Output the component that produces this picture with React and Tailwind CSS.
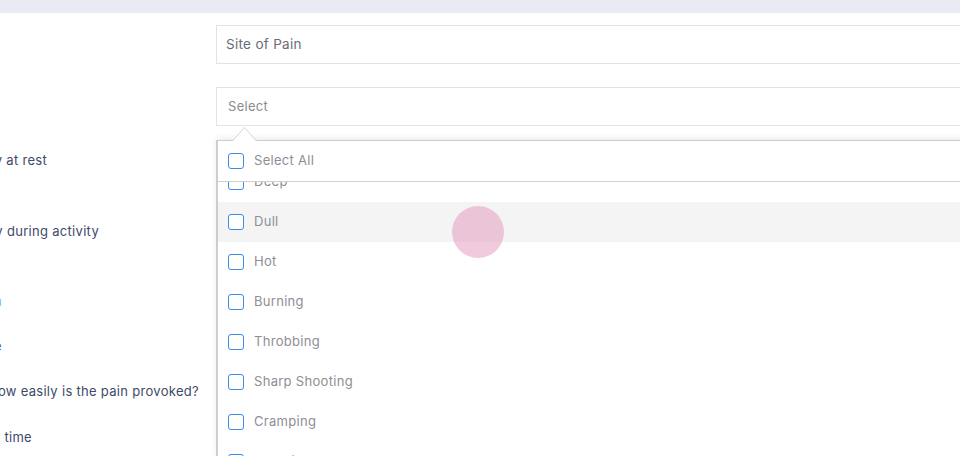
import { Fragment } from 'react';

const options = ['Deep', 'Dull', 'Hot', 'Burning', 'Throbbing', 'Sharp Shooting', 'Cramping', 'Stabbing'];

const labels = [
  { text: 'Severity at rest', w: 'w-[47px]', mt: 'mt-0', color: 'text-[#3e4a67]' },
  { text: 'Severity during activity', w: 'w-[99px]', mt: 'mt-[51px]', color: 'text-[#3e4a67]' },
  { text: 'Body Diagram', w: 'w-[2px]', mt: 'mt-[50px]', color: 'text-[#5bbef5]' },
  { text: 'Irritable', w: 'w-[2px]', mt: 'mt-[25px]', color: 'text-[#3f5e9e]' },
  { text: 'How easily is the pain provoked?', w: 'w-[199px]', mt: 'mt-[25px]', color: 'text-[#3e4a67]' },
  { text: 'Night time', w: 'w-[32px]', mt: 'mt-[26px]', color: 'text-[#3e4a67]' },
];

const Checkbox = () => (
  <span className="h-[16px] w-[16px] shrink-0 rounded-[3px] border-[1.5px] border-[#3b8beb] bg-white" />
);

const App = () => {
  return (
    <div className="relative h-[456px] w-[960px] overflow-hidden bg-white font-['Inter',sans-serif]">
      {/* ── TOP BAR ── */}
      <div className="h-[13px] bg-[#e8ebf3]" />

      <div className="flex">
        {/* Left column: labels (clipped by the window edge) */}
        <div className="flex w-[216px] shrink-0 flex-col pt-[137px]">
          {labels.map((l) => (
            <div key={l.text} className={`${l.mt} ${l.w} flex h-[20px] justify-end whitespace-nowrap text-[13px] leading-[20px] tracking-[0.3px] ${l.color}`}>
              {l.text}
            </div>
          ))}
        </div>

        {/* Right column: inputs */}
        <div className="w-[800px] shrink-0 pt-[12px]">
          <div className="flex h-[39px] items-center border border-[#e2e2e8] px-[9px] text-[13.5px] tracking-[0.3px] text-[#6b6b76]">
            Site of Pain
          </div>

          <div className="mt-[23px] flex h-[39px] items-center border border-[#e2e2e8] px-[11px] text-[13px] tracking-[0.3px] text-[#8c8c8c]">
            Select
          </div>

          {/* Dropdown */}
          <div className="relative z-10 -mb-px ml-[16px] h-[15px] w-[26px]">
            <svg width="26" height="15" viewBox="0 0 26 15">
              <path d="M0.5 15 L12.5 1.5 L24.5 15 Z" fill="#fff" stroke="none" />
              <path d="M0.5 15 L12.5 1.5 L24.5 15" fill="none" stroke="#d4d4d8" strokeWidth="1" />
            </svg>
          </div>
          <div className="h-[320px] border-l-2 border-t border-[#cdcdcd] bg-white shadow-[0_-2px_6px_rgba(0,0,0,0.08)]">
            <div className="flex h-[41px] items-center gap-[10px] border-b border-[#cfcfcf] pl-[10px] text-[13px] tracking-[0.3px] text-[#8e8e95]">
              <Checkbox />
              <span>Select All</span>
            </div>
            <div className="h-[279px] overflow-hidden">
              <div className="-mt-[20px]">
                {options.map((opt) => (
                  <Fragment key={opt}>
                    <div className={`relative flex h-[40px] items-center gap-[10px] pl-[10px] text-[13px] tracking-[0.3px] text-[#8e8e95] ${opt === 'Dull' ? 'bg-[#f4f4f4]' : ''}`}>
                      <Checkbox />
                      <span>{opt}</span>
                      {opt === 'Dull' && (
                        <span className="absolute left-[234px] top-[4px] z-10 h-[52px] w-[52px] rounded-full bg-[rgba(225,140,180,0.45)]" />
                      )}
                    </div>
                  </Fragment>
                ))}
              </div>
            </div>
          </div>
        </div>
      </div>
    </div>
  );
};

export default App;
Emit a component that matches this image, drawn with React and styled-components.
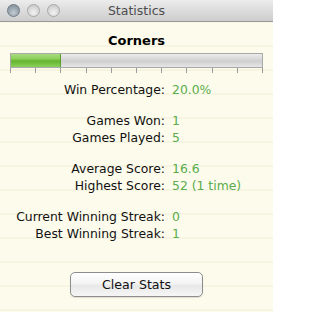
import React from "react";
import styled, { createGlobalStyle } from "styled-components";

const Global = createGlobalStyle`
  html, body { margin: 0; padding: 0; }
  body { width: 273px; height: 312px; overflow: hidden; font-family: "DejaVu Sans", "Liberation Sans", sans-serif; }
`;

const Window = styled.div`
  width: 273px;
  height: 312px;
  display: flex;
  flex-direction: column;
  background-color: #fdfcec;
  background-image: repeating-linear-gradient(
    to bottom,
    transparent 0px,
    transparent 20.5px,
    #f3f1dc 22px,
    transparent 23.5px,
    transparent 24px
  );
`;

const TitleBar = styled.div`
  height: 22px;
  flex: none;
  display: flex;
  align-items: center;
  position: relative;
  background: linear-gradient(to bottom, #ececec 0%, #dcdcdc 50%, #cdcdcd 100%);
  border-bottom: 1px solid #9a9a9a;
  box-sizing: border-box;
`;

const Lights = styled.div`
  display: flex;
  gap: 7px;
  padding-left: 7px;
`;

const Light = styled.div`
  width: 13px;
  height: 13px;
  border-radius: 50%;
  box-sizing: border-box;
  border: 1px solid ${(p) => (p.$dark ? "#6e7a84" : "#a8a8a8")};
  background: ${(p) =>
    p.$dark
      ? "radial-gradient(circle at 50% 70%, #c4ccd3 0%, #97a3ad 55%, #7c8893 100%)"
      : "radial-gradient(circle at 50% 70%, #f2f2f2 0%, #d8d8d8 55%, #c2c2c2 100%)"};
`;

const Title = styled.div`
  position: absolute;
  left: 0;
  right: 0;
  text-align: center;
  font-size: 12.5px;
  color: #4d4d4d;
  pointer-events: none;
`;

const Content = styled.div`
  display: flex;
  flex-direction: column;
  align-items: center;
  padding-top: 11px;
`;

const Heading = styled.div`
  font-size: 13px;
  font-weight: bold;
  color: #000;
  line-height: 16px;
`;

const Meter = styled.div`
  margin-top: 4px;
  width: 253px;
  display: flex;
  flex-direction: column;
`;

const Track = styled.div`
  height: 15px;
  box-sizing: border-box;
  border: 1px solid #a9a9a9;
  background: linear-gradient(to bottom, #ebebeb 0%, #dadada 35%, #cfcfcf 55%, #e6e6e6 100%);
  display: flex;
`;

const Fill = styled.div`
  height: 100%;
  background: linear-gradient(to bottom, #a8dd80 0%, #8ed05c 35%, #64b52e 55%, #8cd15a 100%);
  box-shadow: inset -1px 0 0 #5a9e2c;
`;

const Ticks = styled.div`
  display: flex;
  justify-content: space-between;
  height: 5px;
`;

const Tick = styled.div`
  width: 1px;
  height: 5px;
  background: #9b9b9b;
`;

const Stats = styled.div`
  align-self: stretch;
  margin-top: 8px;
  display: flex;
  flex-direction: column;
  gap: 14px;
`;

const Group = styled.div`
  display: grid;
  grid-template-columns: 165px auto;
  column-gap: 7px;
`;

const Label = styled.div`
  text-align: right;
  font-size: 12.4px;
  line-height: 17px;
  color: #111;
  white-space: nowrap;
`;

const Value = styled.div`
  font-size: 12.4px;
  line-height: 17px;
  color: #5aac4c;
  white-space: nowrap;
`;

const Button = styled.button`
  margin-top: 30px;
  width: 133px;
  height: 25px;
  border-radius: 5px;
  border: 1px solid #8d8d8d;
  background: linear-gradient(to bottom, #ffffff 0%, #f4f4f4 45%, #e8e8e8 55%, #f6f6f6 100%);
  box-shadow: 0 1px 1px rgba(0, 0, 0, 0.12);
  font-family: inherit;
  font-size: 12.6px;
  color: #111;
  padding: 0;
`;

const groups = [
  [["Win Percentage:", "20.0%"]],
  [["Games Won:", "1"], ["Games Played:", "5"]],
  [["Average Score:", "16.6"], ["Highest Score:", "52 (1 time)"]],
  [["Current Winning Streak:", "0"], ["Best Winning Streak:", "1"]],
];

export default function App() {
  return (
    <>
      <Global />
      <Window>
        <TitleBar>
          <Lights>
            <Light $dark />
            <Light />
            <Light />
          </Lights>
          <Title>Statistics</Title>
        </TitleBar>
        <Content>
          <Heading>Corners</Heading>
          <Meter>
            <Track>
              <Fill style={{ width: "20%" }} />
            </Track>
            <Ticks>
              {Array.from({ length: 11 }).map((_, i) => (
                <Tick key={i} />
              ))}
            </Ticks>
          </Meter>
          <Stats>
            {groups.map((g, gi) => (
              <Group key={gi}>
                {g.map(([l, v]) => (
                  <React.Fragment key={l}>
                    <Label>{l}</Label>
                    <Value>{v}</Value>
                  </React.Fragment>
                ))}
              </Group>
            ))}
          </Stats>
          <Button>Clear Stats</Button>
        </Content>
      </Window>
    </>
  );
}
● ● ● ● ●
- **Written problem**:
Please transcribe, word for word, every line from the first line of the records above through the line containing "Shooting', 'Cramping', 'Stabbing'];", and leave out any pictures.

- **Complete answer**:
Output the component that produces this picture with React and Tailwind CSS.
import { Fragment } from 'react';

const options = ['Deep', 'Dull', 'Hot', 'Burning', 'Throbbing', 'Sharp Shooting', 'Cramping', 'Stabbing'];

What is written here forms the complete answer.